--- AVAILABLE RECORDS ---
>> BEGIN
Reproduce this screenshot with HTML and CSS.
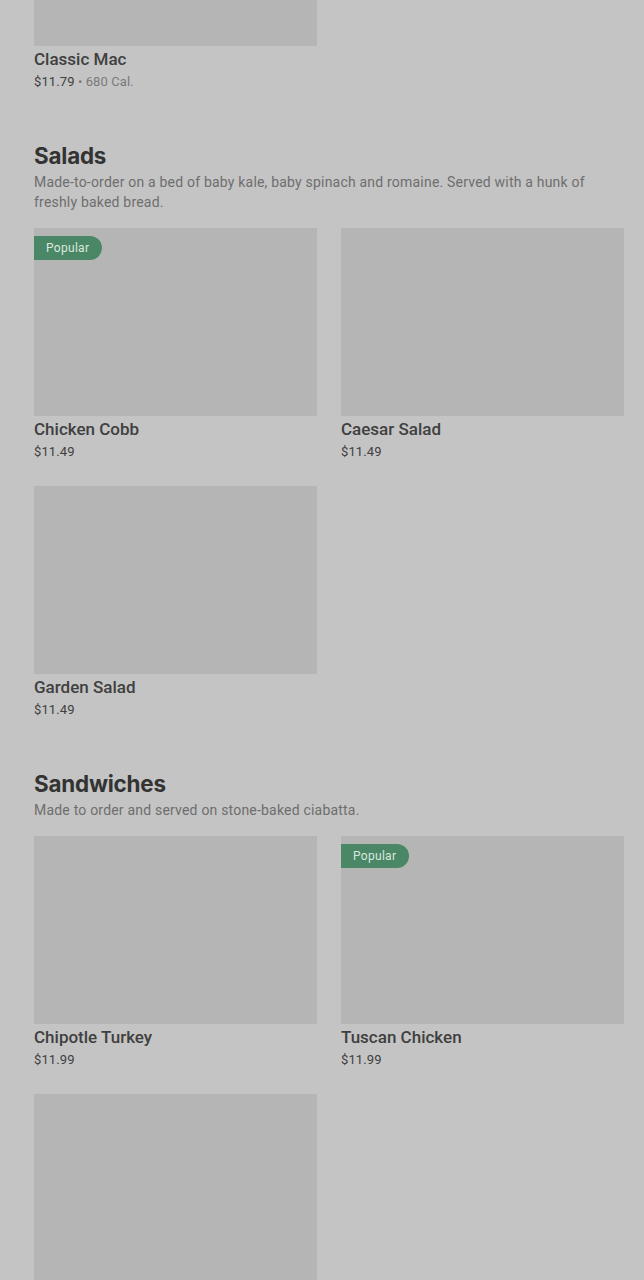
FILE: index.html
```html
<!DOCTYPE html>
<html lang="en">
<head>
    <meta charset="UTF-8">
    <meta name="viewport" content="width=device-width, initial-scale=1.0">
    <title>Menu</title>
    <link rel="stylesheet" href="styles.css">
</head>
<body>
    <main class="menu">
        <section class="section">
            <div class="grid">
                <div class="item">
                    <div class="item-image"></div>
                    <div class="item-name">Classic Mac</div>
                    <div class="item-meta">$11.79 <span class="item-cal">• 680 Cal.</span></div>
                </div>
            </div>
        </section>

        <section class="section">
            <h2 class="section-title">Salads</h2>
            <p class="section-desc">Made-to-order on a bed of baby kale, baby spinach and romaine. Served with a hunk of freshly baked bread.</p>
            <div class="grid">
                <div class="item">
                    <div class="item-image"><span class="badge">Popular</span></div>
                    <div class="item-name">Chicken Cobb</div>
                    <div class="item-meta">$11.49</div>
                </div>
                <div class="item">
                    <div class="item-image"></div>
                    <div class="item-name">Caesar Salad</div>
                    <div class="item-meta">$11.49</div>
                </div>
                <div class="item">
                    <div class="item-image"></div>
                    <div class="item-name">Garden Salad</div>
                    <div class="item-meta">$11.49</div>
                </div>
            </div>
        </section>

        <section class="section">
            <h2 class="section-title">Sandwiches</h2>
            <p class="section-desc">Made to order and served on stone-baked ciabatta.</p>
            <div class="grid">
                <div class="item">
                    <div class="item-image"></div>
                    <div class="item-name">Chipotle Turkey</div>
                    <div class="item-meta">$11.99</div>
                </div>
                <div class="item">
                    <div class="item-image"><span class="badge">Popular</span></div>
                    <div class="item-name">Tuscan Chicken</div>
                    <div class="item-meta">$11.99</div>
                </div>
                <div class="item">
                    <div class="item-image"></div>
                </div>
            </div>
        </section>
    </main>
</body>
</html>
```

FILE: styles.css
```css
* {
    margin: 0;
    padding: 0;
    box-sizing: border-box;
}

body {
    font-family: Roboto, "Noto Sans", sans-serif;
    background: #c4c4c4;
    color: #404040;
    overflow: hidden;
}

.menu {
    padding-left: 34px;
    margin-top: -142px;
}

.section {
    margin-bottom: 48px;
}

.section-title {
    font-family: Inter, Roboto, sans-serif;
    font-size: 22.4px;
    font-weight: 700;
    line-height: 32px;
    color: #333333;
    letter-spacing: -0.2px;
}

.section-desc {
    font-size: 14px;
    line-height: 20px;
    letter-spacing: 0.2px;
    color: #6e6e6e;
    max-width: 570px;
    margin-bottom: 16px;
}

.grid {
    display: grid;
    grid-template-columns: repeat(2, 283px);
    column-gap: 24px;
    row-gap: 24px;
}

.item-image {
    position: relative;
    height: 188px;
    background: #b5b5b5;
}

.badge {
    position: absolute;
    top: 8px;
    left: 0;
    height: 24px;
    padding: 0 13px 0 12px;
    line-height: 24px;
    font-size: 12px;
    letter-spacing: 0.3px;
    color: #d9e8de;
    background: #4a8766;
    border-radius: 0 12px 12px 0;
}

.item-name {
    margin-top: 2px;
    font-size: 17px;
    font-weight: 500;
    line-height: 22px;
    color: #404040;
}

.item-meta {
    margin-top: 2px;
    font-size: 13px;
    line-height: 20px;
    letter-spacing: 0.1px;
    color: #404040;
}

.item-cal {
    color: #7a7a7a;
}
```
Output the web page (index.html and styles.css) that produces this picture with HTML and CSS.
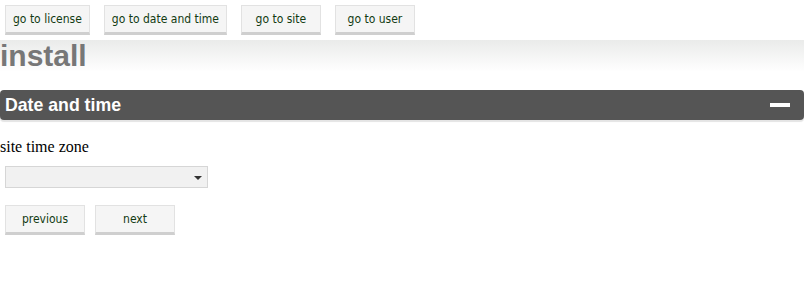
>> END
>> BEGIN
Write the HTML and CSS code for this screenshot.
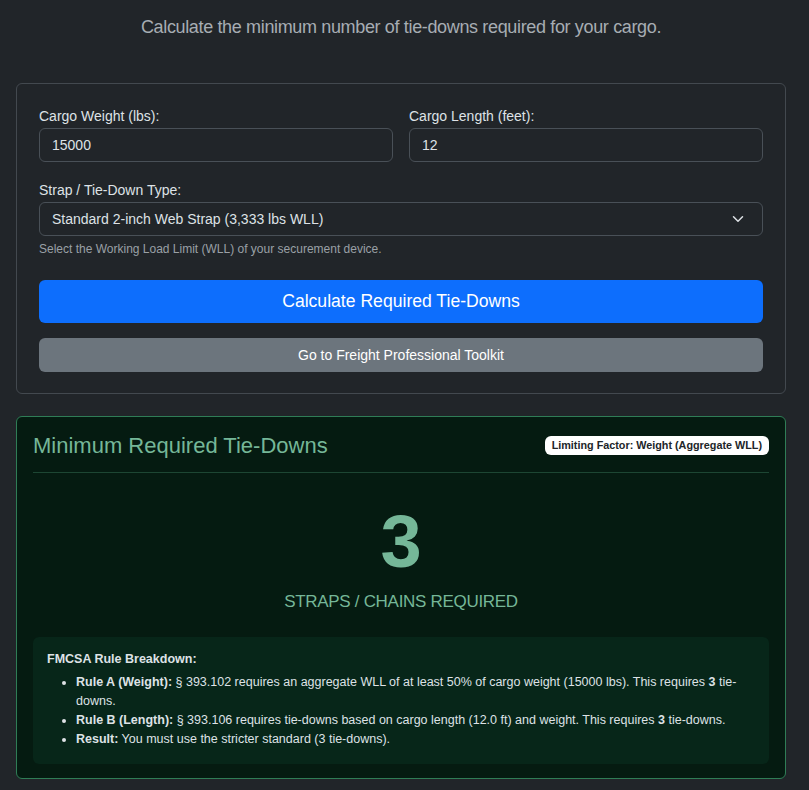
>> END
--- SHORT TASK ---
Find the word "screenshot" in the entries, and copy every line it shows up in.

--- WRITTEN SOLUTION ---
Reproduce this screenshot with HTML and CSS.
Write the HTML and CSS code for this screenshot.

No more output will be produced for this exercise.